Of course, none of his beliefs about Russia were remotely true. The neoliberals from Harvard who landed the fat contract to re-engineer the USSR were so corrupt that eventually they lost the contract and some were charged with corruption by the Justice Department. Jeffrey Sachs, the wünderkind who had caused major disasters in Bolivia and Poland led their charge. The most serious results of this economics of Predation was that average male life expectancy dropped from 64 to 57 between 1990 and 1994.

Mark Ames, who was living in Moscow during this chaos, relates the story of what happened in the video below. The numbers of those in the USA who know this story is essentially zero. And yet, since the outcome was the rise to power of Vladimir Putin—the current public enemy #1—this is NOT a trivial story. It is also a story that virtually every Russian knows in great detail.

Saturday, March 4, 2017

Epistemology in the age of "fake news"


Being accused of peddling fake news by the New York Times or the Washington Post is like being called smelly by a hog.
Me

I love the internet. Never before in human history has it been so easy to access accurate and helpful information. And when folks assure me that 99% of what is on the internet is pure BS, I can only smile and say "but the good news is that the remaining 1% is so vast and comprehensive it defies meaningful comprehension." Of course that leads to the BIG PROBLEM: How does one tell the difference between the 99% BS and the 1% good stuff?

Not long ago a bright young man asked me that very question with a look of panic on his face. What good is an infinity of information without an accurate way to tell which factoid will lead to a lifetime of confusion and wasted effort, and which will assist in finding answers that make life's journey more understandable, fulfilling, and productive?

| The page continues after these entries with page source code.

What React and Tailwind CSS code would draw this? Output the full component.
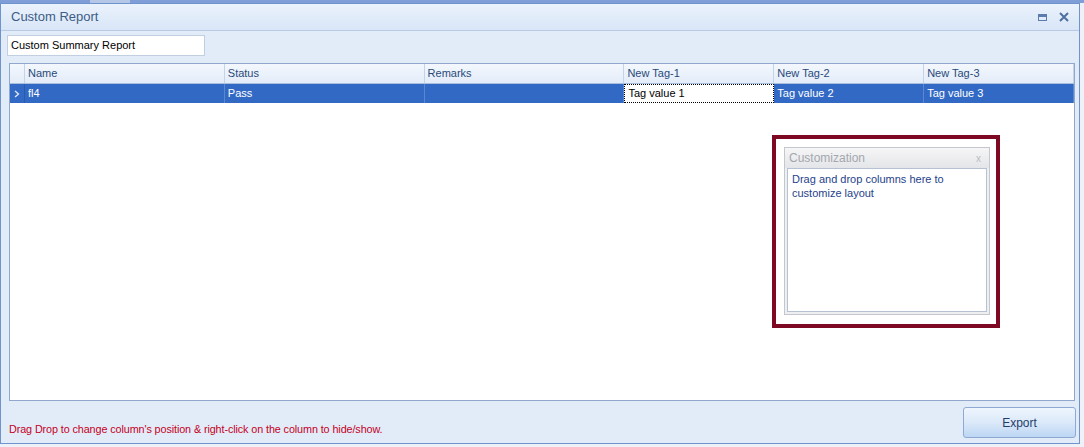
import React from 'react';

const columns = [
  { name: 'Name', w: 'w-[200px]', value: 'fl4' },
  { name: 'Status', w: 'w-[200px]', value: 'Pass' },
  { name: 'Remarks', w: 'w-[200px]', value: '' },
  { name: 'New Tag-1', w: 'w-[150px]', value: 'Tag value 1', focused: true },
  { name: 'New Tag-2', w: 'w-[150px]', value: 'Tag value 2' },
  { name: 'New Tag-3', w: 'w-[150px]', value: 'Tag value 3' },
];

function CustomizationWindow() {
  return (
    <div className="absolute left-[762px] top-[71px] w-[228px] h-[193px] border-[4px] border-[#7d0a22] bg-white">
      <div className="absolute left-[8px] top-[8px] w-[206px] h-[168px] border border-[#c4c8ce] bg-[#eeeff1] flex flex-col">
        <div className="h-[20px] flex items-center justify-between px-[4px] bg-gradient-to-b from-[#f6f6f7] to-[#e4e5e8]">
          <span className="text-[12px] text-[#a3a7ad]">Customization</span>
          <span className="text-[10px] text-[#b8bcc2] pr-[4px]">x</span>
        </div>
        <div className="flex-1 mx-[2px] mb-[2px] border border-[#b6c2d3] bg-white px-[4px] pt-[3px] text-[11px] leading-[14px] text-[#1f3f8c]">
          Drag and drop columns here to customize layout
        </div>
      </div>
    </div>
  );
}

export default function App() {
  return (
    <div className="w-[1084px] h-[447px] bg-[#eef2f8] overflow-hidden relative" style={{ fontFamily: '"Liberation Sans", Arial, sans-serif' }}>
      {/* background window strip */}
      <div className="h-[3px] bg-[#7f9ed8] flex">
        <div className="ml-[90px] w-[40px] h-[3px] bg-[#b5c7e6]" />
      </div>

      <div className="w-[1080px] h-[441px] border border-[#6f93cc] bg-[#e2ecf9] flex flex-col">
        {/* Title bar */}
        <div className="h-[27px] flex items-center justify-between pl-[10px] pr-[10px] bg-gradient-to-b from-[#eaf2fc] to-[#d9e6f7] border-b border-[#b9cbe4]">
          <span className="text-[13px] text-[#3d5c86]">Custom Report</span>
          <div className="flex items-center gap-[12px]">
            <div className="w-[9px] h-[7px] border border-[#5b7cad] border-t-[3px]" />
            <svg width="10" height="10" viewBox="0 0 10 10">
              <path d="M1 1 L9 9 M9 1 L1 9" stroke="#4f6f9f" strokeWidth="2" />
            </svg>
          </div>
        </div>

        {/* Report name */}
        <div className="pl-[6px] pt-[4px]">
          <div className="w-[198px] h-[21px] bg-white border border-[#c1cfe2] flex items-center px-[3px] text-[11px] text-black">
            Custom Summary Report
          </div>
        </div>

        {/* Grid */}
        <div className="ml-[8px] mt-[7px] w-[1066px] h-[338px] border border-[#8fa8cc] bg-white relative">
          <div className="flex h-[20px] bg-gradient-to-b from-[#f4f8fd] to-[#e3ecf9] border-b border-[#a9bfdc]">
            <div className="w-[15px] border-r border-[#c3d3e8]" />
            {columns.map((c) => (
              <div key={c.name} className={`${c.w} border-r border-[#c3d3e8] flex items-center px-[3px] text-[11px] text-[#284a7a]`}>
                {c.name}
              </div>
            ))}
          </div>
          <div className="flex h-[19px] bg-[#3269c4]">
            <div className="w-[15px] flex items-center justify-center border-r border-[#2a5aad]">
              <svg width="6" height="8" viewBox="0 0 6 8">
                <path d="M1 1 L4.5 4 L1 7" stroke="#dfe8f7" strokeWidth="1.4" fill="none" />
              </svg>
            </div>
            {columns.map((c) =>
              c.focused ? (
                <div key={c.name} className={`${c.w} bg-white border border-dotted border-black flex items-center px-[3px] text-[11px] text-black`}>
                  {c.value}
                </div>
              ) : (
                <div key={c.name} className={`${c.w} border-r border-[#5b87d0] flex items-center px-[3px] text-[11px] text-white`}>
                  {c.value}
                </div>
              )
            )}
          </div>
          <CustomizationWindow />
        </div>

        {/* Footer */}
        <div className="flex-1 flex items-end justify-between pl-[8px] pr-[3px] pb-[5px]">
          <span className="text-[10.8px] tracking-[-0.1px] text-[#c4001c] pb-[1px]">
            Drag Drop to change column's position &amp;  right-click on the column to hide/show.
          </span>
          <button className="w-[113px] h-[31px] rounded-[3px] border border-[#8eaad2] bg-gradient-to-b from-[#eef5fd] via-[#dbe9f9] to-[#bcd6f3] text-[12px] text-[#1f3d6a]">
            Export
          </button>
        </div>
      </div>
    </div>
  );
}
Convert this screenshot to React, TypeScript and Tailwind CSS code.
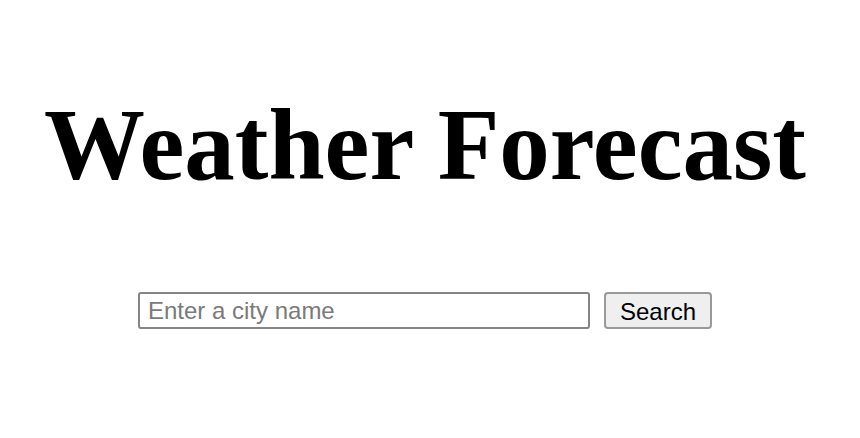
export default function App() {
  return (
    <div className="min-h-screen bg-white flex flex-col items-center pr-[10px] font-['Liberation_Serif',serif]">
      <h1 className="mt-[85px] text-[101px] leading-[120px] font-bold text-black font-['Liberation_Serif',serif]">
        Weather Forecast
      </h1>
      <div className="mt-[87px] flex items-center gap-[14px] font-['Liberation_Sans',Arial,sans-serif]">
        <input
          type="text"
          placeholder="Enter a city name"
          className="w-[452px] h-[37px] px-[8px] text-[24px] border-2 border-[#858585] rounded-[3px] placeholder:text-[#7a7a7a] outline-none"
        />
        <button className="h-[37px] px-[14px] text-[24px] text-black bg-[#efefef] border-2 border-[#999999] rounded-[4px]">
          Search
        </button>
      </div>
    </div>
  );
}
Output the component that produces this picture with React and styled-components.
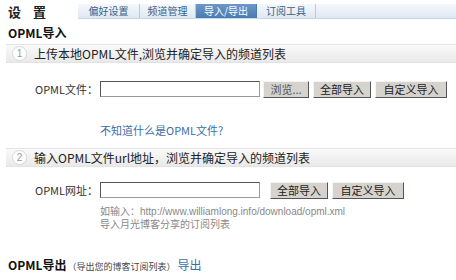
import React from "react";
import styled, { createGlobalStyle } from "styled-components";

const Global = createGlobalStyle`
  html, body { margin: 0; padding: 0; background: #fff; }
  body { font-family: "Noto Sans CJK SC", "Noto Sans", sans-serif; color: #222; font-size: 12px; }
`;

const Page = styled.div`
  width: 456px;
  height: 280px;
  overflow: hidden;
  padding: 4px 0 0 8px;
  box-sizing: border-box;
`;

const Header = styled.div`
  display: flex;
  align-items: center;
  height: 15px;
`;

const Title = styled.div`
  width: 70px;
  font-size: 13px;
  font-weight: bold;
  letter-spacing: 12px;
  line-height: 15px;
  color: #222;
`;

const TabBar = styled.div`
  flex: 1;
  display: flex;
  height: 15px;
  box-sizing: border-box;
  background: linear-gradient(#f4f8fc, #dfe8f2);
  border-bottom: 1px solid #c9d6e4;
`;

const Tab = styled.div`
  width: ${(p) => p.w}px;
  text-align: center;
  font-size: 10px;
  line-height: 14px;
  color: ${(p) => (p.active ? "#fff" : "#3a5f86")};
  background: ${(p) => (p.active ? "linear-gradient(#6c98c8, #4a7bb2)" : "transparent")};
  border-right: 1px solid ${(p) => (p.active ? "#4a7bb2" : "#b9c9db")};
`;

const SectionTitle = styled.div`
  margin-top: 7px;
  font-size: 12px;
  font-weight: bold;
  line-height: 14px;
  color: #111;
`;

const StepBar = styled.div`
  display: flex;
  align-items: center;
  gap: 7px;
  margin: ${(p) => p.mt}px 0 0 -2px;
  height: 17px;
  padding-left: 6px;
  background: linear-gradient(#fafafa, #e9e9e9);
  border-top: 1px solid #e4e4e4;
  border-bottom: 1px solid #e2e2e2;
  font-size: 12px;
  line-height: 17px;
  color: #222;
`;

const Num = styled.span`
  width: 13px;
  height: 13px;
  border-radius: 50%;
  background: #fff;
  border: 1px solid #d8d8d8;
  color: #999;
  font-size: 10px;
  line-height: 13px;
  text-align: center;
  font-family: "Liberation Sans", sans-serif;
`;

const FormRow = styled.div`
  display: flex;
  align-items: center;
  margin: ${(p) => p.mt}px 0 0 27px;
  height: 18px;
`;

const Label = styled.span`
  width: 65px;
  font-size: 11px;
  line-height: 14px;
  color: #333;
`;

const Input = styled.div`
  width: 158px;
  height: 14px;
  background: #fff;
  border: 1px solid #999;
  border-top-color: #555;
  border-left-color: #555;
`;

const Button = styled.button`
  margin-left: ${(p) => p.ml}px;
  width: ${(p) => p.w}px;
  height: 17px;
  padding: 0;
  font-family: "Noto Sans CJK SC", sans-serif;
  font-size: 11px;
  line-height: 13px;
  color: ${(p) => (p.dim ? "#555" : "#222")};
  background: #d6d3ce;
  border: 1px solid;
  border-color: #f4f4f4 #555 #555 #f4f4f4;
`;

const Link = styled.a`
  display: block;
  margin: ${(p) => p.mt}px 0 0 92px;
  font-size: 11px;
  line-height: 14px;
  color: #3b6ea5;
  text-decoration: none;
`;

const Hint = styled.div`
  margin: ${(p) => p.mt}px 0 0 92px;
  font-family: "Liberation Sans", "Noto Sans CJK SC", sans-serif;
  font-size: 10px;
  line-height: 13px;
  color: #888;
`;

const Export = styled.div`
  display: flex;
  align-items: baseline;
  margin-top: 27px;
  line-height: 14px;
`;

const ExportTitle = styled.span`
  font-size: 12px;
  font-weight: bold;
  color: #111;
`;

const Small = styled.span`
  font-size: 9px;
  color: #444;
  margin: 0 2px 0 1px;
`;

const ExportLink = styled.a`
  font-size: 12px;
  color: #3b6ea5;
`;

export default function App() {
  return (
    <Page>
      <Global />
      <Header>
        <Title>设置</Title>
        <TabBar>
          <Tab w={61}>偏好设置</Tab>
          <Tab w={55}>频道管理</Tab>
          <Tab w={60} active>导入/导出</Tab>
          <Tab w={58}>订阅工具</Tab>
        </TabBar>
      </Header>
      <SectionTitle>OPML导入</SectionTitle>
      <StepBar mt={4}>
        <Num>1</Num>
        上传本地OPML文件,浏览并确定导入的频道列表
      </StepBar>
      <FormRow mt={17}>
        <Label>OPML文件：</Label>
        <Input />
        <Button ml={3} w={46} dim>浏览...</Button>
        <Button ml={4} w={58}>全部导入</Button>
        <Button ml={4} w={72}>自定义导入</Button>
      </FormRow>
      <Link mt={25}>不知道什么是OPML文件?</Link>
      <StepBar mt={11}>
        <Num>2</Num>
        输入OPML文件url地址，浏览并确定导入的频道列表
      </StepBar>
      <FormRow mt={14}>
        <Label>OPML网址：</Label>
        <Input />
        <Button ml={10} w={58}>全部导入</Button>
        <Button ml={4} w={72}>自定义导入</Button>
      </FormRow>
      <Hint mt={6}>如输入：http://www.williamlong.info/download/opml.xml</Hint>
      <Hint mt={0}>导入月光博客分享的订阅列表</Hint>
      <Export>
        <ExportTitle>OPML导出</ExportTitle>
        <Small>（导出您的博客订阅列表）</Small>
        <ExportLink>导出</ExportLink>
      </Export>
    </Page>
  );
}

Quite honestly, I was taken aback by his excellent question. Mostly it's because I almost never think about it anymore. My "rules" for separating the wheat from the chaff were formulated one summer night over 35 years ago while driving a sports car on some moonlit back roads at extralegal speeds. A college roommate who had gotten a philosophy degree was along for the ride and we were discussing the essential failures of philosophic thought. His take was that the big-name philosophers all tried to create a huge, all-encompassing world-view. The problem with this approach is that as humanity acquired more information, these newly discovered details tended to rip huge holes in some grandiose descriptions of how the world works. Poor Aristotle—his sweeping philosophy that acted as a lodestar for the last 2300 years has been filled so full of factual holes that nothing is left. Even his logic, which is still taught, has been made hopelessly obsolete. So the question becomes, "when you cannot even trust Aristotle, how exactly do you find your way?"

Like a lightening bolt it came to me. Instead of searching for the big answers, why not concentrate on those little answers that cannot be refuted. Think like a builder! Treat your irrefutable facts like bricks or timber. They may be plain and simple yet with enough of them, you can build a beautiful and mighty structure. Even better, if you are sure about the quality of the parts, the likelihood increases dramatically that the final edifice built from those parts will be sound. Moreover, if someone comes to you with an idea that contradicts one or more of your fact-bricks, you can be certain that the whole idea is nonsense and will fail.